煤体纳米级孔隙低温氮吸附特征及分形性研究

Study on adsorption characteristics and fractal properties of nano-scale pores at low temperature coal

为了研究不同煤级煤体纳米级孔隙结构特性,通过低温氮吸附法对宿州邹庄矿、平顶山八矿、鹤壁九矿的8组煤样进行对比实验,分析了煤孔隙结构特性,并运用孔隙分形几何学理论基础建立FHH模型,揭示了煤的变质程度和破坏程度对煤孔隙结构差异的影响。结果表明:(1)不同变质程度的煤,其吸附能力与变质程度并不呈线性关系,与共生原生结构煤相比,构造煤的平均孔径普遍较小,但其孔比表面积较大,且构造煤吸附能力明显强于原生结构煤。(2)不同煤级煤的分形维数D大小并不随着煤化程度的升高而呈规律性的线性变化,构造变形作用促使构造煤孔隙结构复杂化。(3)分形维数D越大,表明煤体孔隙结构越复杂,煤体孔比表面积及其吸附量也较大。(4)分形维数与平均孔径呈反比。
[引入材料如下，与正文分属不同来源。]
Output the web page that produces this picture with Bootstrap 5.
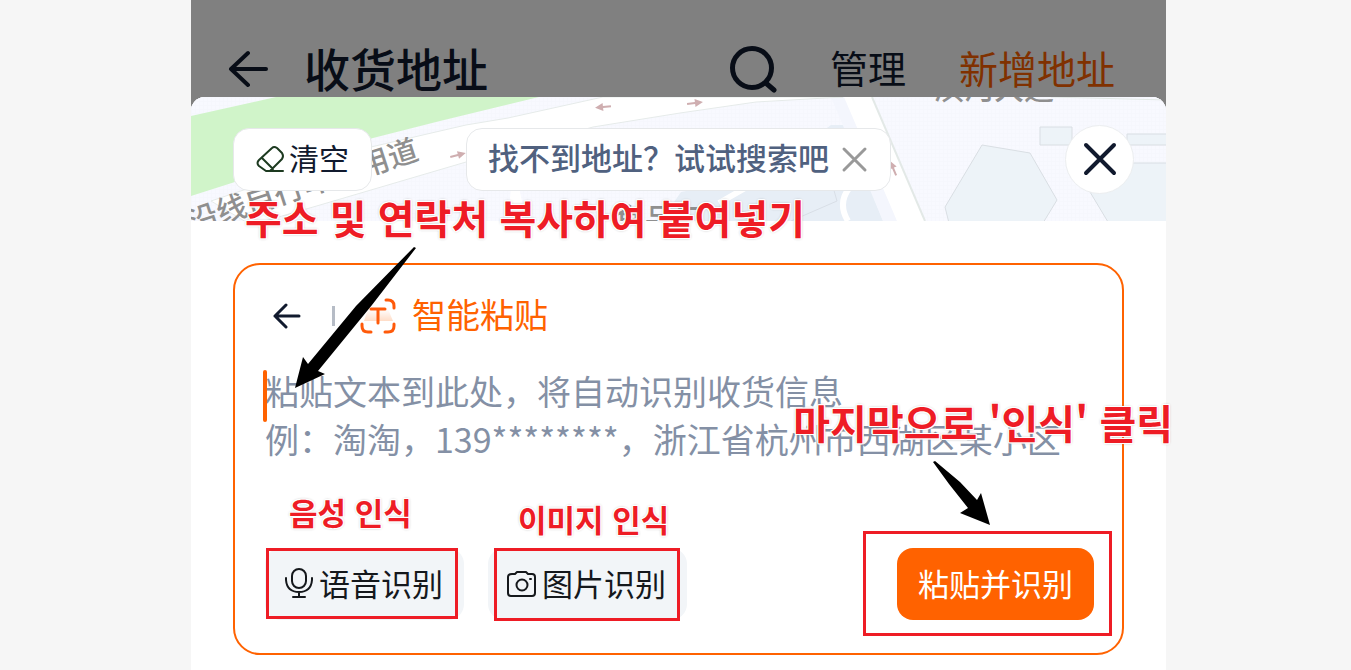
<!DOCTYPE html>
<html lang="zh-CN">
<head>
<meta charset="utf-8">
<meta name="viewport" content="width=device-width, initial-scale=1">
<title>收货地址</title>
<link href="https://cdn.jsdelivr.net/npm/bootstrap@5.3.0/dist/css/bootstrap.min.css" rel="stylesheet">
<style>
  :root { --brand: #ff6200; --ink: #111a2e; --note: #ee1c25; }
  body { background: #f6f6f6; font-family: "Noto Sans CJK SC", sans-serif; color: var(--ink); overflow-x: hidden; }
  button { font-family: inherit; color: inherit; }
  svg { display: block; flex: none; }
  .phone { margin: 0 185px 0 191px; background: #808080; }
  .top-bar { padding: 42px 51px 0 37px; height: 97px; color: #080d17; line-height: 52px; }
  .top-bar h1 { font-size: 46px; line-height: 52px; font-weight: 500; margin-left: 34px; }
  .top-bar h1, .bar-link { padding-bottom: 5px; }
  .bar-link { font-size: 38px; color: #080d17; text-decoration: none; margin-left: 53px; }
  .bar-link.add { color: #803100; font-size: 39px; }
  .sheet { background: #fff; border-radius: 14px 14px 0 0; min-height: 573px; }
  .map-strip { height: 124px; padding: 28px 32px 0 42px; border-radius: 14px 14px 0 0; overflow: hidden; background: #f8f9ff; }
  .map-art { position: absolute; inset: 0; width: 100%; height: 100%; }
  .map-pill { background: #fff; border: 1px solid #e6e8ea; border-radius: 16px; height: 63px; margin-top: 3px; }
  .map-pill a, .map-pill span { padding-bottom: 5px; }
  .clear-btn { font-size: 30px; line-height: 36px; width: 139px; padding: 0 0 0 21px; gap: 3px; }
  .search-tip { font-size: 31px; line-height: 36px; font-weight: 500; color: #50617f; margin-left: 94px; padding: 0 21px; gap: 10px; }
  .search-tip a { color: inherit; text-decoration: none; }
  .close-btn { width: 69px; height: 69px; border: 1px solid #eceef0; background: #fff; }
  .sheet-body { padding: 42px 42px 15px; }
  .paste-card { border: 2px solid var(--brand); border-radius: 27px; padding: 26px 28px 33px 30px; }
  .paste-head { height: 50px; color: var(--brand); font-size: 34px; line-height: 46px; }
  .paste-head label { padding-bottom: 4px; }
  .divider { width: 3px; height: 20px; background: #b6bcc6; margin-left: 29px; margin-right: 25px; }
  .paste-area { margin-top: 26px; }
  .paste-text { height: 96px; border: 0; padding: 0; font-size: 34px; line-height: 48px; resize: none; overflow: hidden; background: transparent; outline: 0; color: var(--ink); }
  .paste-text::placeholder { color: #8490a5; opacity: 1; }
  .caret { position: absolute; left: -2px; top: 3px; width: 4px; height: 52px; border-radius: 2px; background: var(--brand); }
  .actions { margin-top: 85px; }
  .soft-btn, .submit-btn { height: 72px; border: 0; border-radius: 16px; font-size: 31px; line-height: 40px; padding-bottom: 4px; }
  .soft-btn { background: #f2f5f8; color: #15181c; width: 199px; padding: 0 0 2px 18px; }
  .submit-btn { background: var(--brand); color: #fff; width: 197px; }
  .frame { position: absolute; border: 3px solid var(--note); pointer-events: none; }
  .frame.voice { inset: 0 6px 1px 1px; }
  .frame.photo { inset: 0 7px -1px 6px; }
  .frame.submit { inset: -17px -18px -16px -34px; }
  .note { position: absolute; font-family: "Noto Sans CJK KR", sans-serif; font-weight: 700; color: var(--note); white-space: nowrap; pointer-events: none;
    text-shadow: 1px 0 #fff, -1px 0 #fff, 0 1px #fff, 0 -1px #fff, 1px 1px #fff, -1px 1px #fff, 1px -1px #fff, -1px -1px #fff, 0 0 3px #888; }
  .note.big { font-size: 40px; line-height: 56px; }
  .note.small-note { font-size: 31px; line-height: 44px; }
  .note.copy { left: 54px; top: -32px; }
  .note.voice { left: 24px; top: -58px; }
  .note.photo { left: 30px; top: -51px; }
  .note.final { right: -79px; top: -154px; }
  .arrow-copy { position: absolute; left: 103px; top: 25px; }
  .arrow-final { position: absolute; left: 35px; top: -88px; }
</style>
</head>
<body>
<main class="phone">
  <header class="top-bar d-flex align-items-center">
    <button type="button" class="btn p-0 border-0" aria-label="返回">
      <svg width="42" height="40" viewBox="0 0 42 40" fill="none" stroke="#080d17" stroke-width="4" stroke-linecap="round" stroke-linejoin="round"><path d="M20 3 3 19l17 16M3 19h35"/></svg>
    </button>
    <h1 class="mb-0">收货地址</h1>
    <button type="button" class="btn p-0 border-0 ms-auto" aria-label="搜索">
      <svg width="48" height="48" viewBox="0 0 48 48" fill="none" stroke="#080d17" stroke-width="5" stroke-linecap="round"><circle cx="23" cy="22" r="19.500"/><path d="m38 38 7 6"/></svg>
    </button>
    <a href="#" class="bar-link">管理</a>
    <a href="#" class="bar-link add">新增地址</a>
  </header>

  <section class="sheet">
    <div class="map-strip position-relative">
      <svg class="map-art" viewBox="0 0 975 124" preserveAspectRatio="xMidYMid slice" aria-hidden="true">
        <defs>
          <pattern id="grid" width="4" height="4" patternUnits="userSpaceOnUse"><path d="M0 0H4M0 0V4" stroke="#f4f6fc" fill="none"/></pattern>
          <path id="dir" d="M-8-1H0V-4L8 0 0 4V1H-8Z" fill="#cfaeb0"/>
        </defs>
        <path fill="#f8f9ff" d="M0 0H975V124H0Z"/>
        <path fill="url(#grid)" d="M0 0H975V124H0Z"/>
        <path fill="#d0f4c9" d="M0 19 85 0H348L249 24 182 41 0 99Z"/>
        <path fill="#e7eef6" d="M470 124 490 95 570 80 640 28H654L692 124Z"/>
        <path fill="#f4f6fd" d="M640 0H660L706 124H692Z"/>
        <path fill="#fff" stroke="#e6ebea" d="M60 128 129 108 275 65 402 30 489 16 565 5 652 0H412L317 21 275 28 180 50 20 104Z"/>
        <path fill="#fff" d="M653 0H681L734 124H706ZM317 124 320 90H328L335 124Z"/>
        <path fill="none" stroke="#e3e9e7" stroke-width="2" d="M681 0 734 124"/>
        <path fill="none" stroke="#fff" stroke-width="6" d="M659 90Q646 106 657 124M556 90 528 106"/>
        <path fill="none" stroke="#d8dee6" d="M642 90 646 104 600 124"/>
        <g fill="#edf3f8" stroke="#d9dee3">
          <path d="M791 48 839 56 866 103 852 126H758L754 110ZM849 30H881V48H849ZM936 37H980V48H936ZM896 66H980V130H920L890 80Z"/>
        </g>
        <path d="M860 0 975 3" stroke="#e3e9e7"/>
        <use href="#dir" transform="translate(412 10) rotate(174)"/>
        <use href="#dir" transform="translate(504 6) rotate(-7)"/>
        <use href="#dir" transform="translate(267 58) rotate(-15)"/>
        <use href="#dir" transform="translate(702 71) rotate(-113)"/>
        <g fill="#8f8f8f" font-size="30" font-weight="500" font-family="Noto Sans CJK SC, sans-serif">
          <text transform="translate(1 136) rotate(-18)">沿线自行车专用道</text>
          <text x="743" y="2">滨河大道</text>
          <text x="423" y="133">食品厂</text>
        </g>
      </svg>
      <div class="position-relative d-flex align-items-start">
        <button type="button" class="map-pill clear-btn d-flex align-items-center">
          <svg width="31" height="31" viewBox="0 0 31 31" fill="none" stroke="#1d3a20" stroke-width="2" stroke-linejoin="round" stroke-linecap="round"><path d="M11 27 4 22Q1 19 4 16L17 4Q19 2 22 4L27 9Q29 12 27 15L15 27ZM7 14 18 25M11 27H28"/></svg>
          <span>清空</span>
        </button>
        <div class="map-pill search-tip d-flex align-items-center">
          <a href="#">找不到地址？试试搜索吧</a>
          <button type="button" class="btn p-0 border-0" aria-label="关闭提示">
            <svg width="30" height="30" viewBox="0 0 30 30" fill="none" stroke="#999" stroke-width="3" stroke-linecap="round"><path d="m5 4 21 21M26 4 5 25"/></svg>
          </button>
        </div>
        <button type="button" class="close-btn rounded-circle p-0 ms-auto d-flex align-items-center justify-content-center" aria-label="关闭">
          <svg width="36" height="36" viewBox="0 0 36 36" fill="none" stroke="#111a2e" stroke-width="4" stroke-linecap="round"><path d="m4 3 28 28M32 3 4 31"/></svg>
        </button>
      </div>
    </div>

    <div class="sheet-body position-relative">
      <form class="paste-card">
        <div class="paste-head d-flex align-items-center">
          <button type="button" class="btn p-0 border-0 ms-2" aria-label="返回">
            <svg width="30" height="28" viewBox="0 0 30 28" fill="none" stroke="#111a2e" stroke-width="3" stroke-linecap="round" stroke-linejoin="round"><path d="M13 3 2 14l11 11M2 14h24"/></svg>
          </button>
          <span class="divider"></span>
          <svg width="36" height="36" viewBox="0 0 36 36" fill="none" stroke="#ff5a0a" stroke-width="3" stroke-linecap="round">
            <defs><linearGradient id="glow" x2="0" y2="1"><stop stop-color="#ff6200" stop-opacity="0"/><stop offset="1" stop-color="#ff6200" stop-opacity=".22"/></linearGradient></defs>
            <path d="M4 23 8 11H28L33 23Z" fill="url(#glow)" stroke="none"/>
            <path d="M2 11V8Q2 2 8 2H10M26 2H28Q34 2 34 8V10M34 26V28Q34 34 28 34H25M11 34H8Q2 34 2 28V26"/>
            <path d="M11 11H25M18 11V25"/>
          </svg>
          <label for="address" class="ms-3">智能粘贴</label>
        </div>
        <div class="paste-area position-relative">
          <textarea id="address" class="paste-text d-block w-100" placeholder="粘贴文本到此处，将自动识别收货信息&#10;例：淘淘，139********，浙江省杭州市西湖区某小区"></textarea>
          <span class="caret"></span>
        </div>
        <div class="actions d-flex gap-4">
          <div class="position-relative">
            <button type="button" class="soft-btn d-flex align-items-center">
              <svg width="32" height="34" viewBox="0 0 32 34" fill="none" stroke="#15181c" stroke-width="2" stroke-linecap="round"><rect x="9" y="3" width="14" height="19" rx="7"/><path d="M3 12V14Q4 26 16 26T29 14V12M16 26V31M10 31H22"/></svg>
              <span class="ms-1">语音识别</span>
            </button>
            <span class="frame voice"></span>
            <span class="note small-note voice" lang="ko">음성 인식</span>
          </div>
          <div class="position-relative">
            <button type="button" class="soft-btn d-flex align-items-center">
              <svg width="32" height="34" viewBox="0 0 32 34" fill="none" stroke="#15181c" stroke-width="2" stroke-linecap="round" stroke-linejoin="round"><path d="M6 8H9L11 6H20L22 8H26Q29 8 29 11V27Q29 30 26 30H5Q2 30 2 27V11Q2 8 6 8Z"/><circle cx="16" cy="19" r="5.500"/><path d="M24 13H25"/></svg>
              <span class="ms-1">图片识别</span>
            </button>
            <span class="frame photo"></span>
            <span class="note small-note photo" lang="ko">이미지 인식</span>
          </div>
          <div class="position-relative ms-auto">
            <button type="submit" class="submit-btn">粘贴并识别</button>
            <span class="frame submit"></span>
            <svg class="arrow-final" width="62" height="68" viewBox="0 0 62 68" aria-hidden="true"><path d="M1 2 3 1 28 22 45 40 49 33 58 65 28 53 36 48 17 24Z"/></svg>
            <span class="note big final" lang="ko">마지막으로 '인식' 클릭</span>
          </div>
        </div>
      </form>
      <span class="note big copy" lang="ko">주소 및 연락처 복사하여 붙여넣기</span>
      <svg class="arrow-copy" width="124" height="144" viewBox="0 0 124 144" aria-hidden="true"><path d="M120 1 122 2 78 59 24 125 31 128 1 142 9 111 14 118 62 60Z"/></svg>
    </div>
  </section>
</main>
<script src="https://cdn.jsdelivr.net/npm/bootstrap@5.3.0/dist/js/bootstrap.bundle.min.js"></script>
</body>
</html>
In order to study the nanoscale pore structure characteristics of different rank coal body structure,low-temperature nitrogen adsorption method was used to make contrast experiment on eight groups of coal samples which came from Suzhou Zouzhuang mine,Pingdingshan 8th mine and Hebi 9th mine,then the characteristics of coal pore structure were analyzed successfully; meanwhile,by using pore FHH model basis of fractal geometry theory,the impact was revealed on the coal pore structure difference of the coal metamorphic degree and extent of damage. The results show that：（ 1） for different metamorphic degree of coal,the link of adsorption capacity and metamorphic degree is not a linear relationship; compared with the symbiotic native structure of coal,the average aperture of tectonic coal is generally small,but the pore specific surface area is larger,and the adsorption capacity of tectonic coal is significantly stronger than the original structure of coal.（ 2） for different rank coal,its fractal dimension D of doesn＇t increase linearly with the degree of coalification; tectonic deformation effect prompts tectonic coal pore structure to be more complicated.（ 3） the bigger fractal dimension D is,the more complex the pore structure of coal shows,and the greater the coal pore specific surface area and adsorption capacity.（ 4） fractal dimension is inversely proportional with the average pore diameter.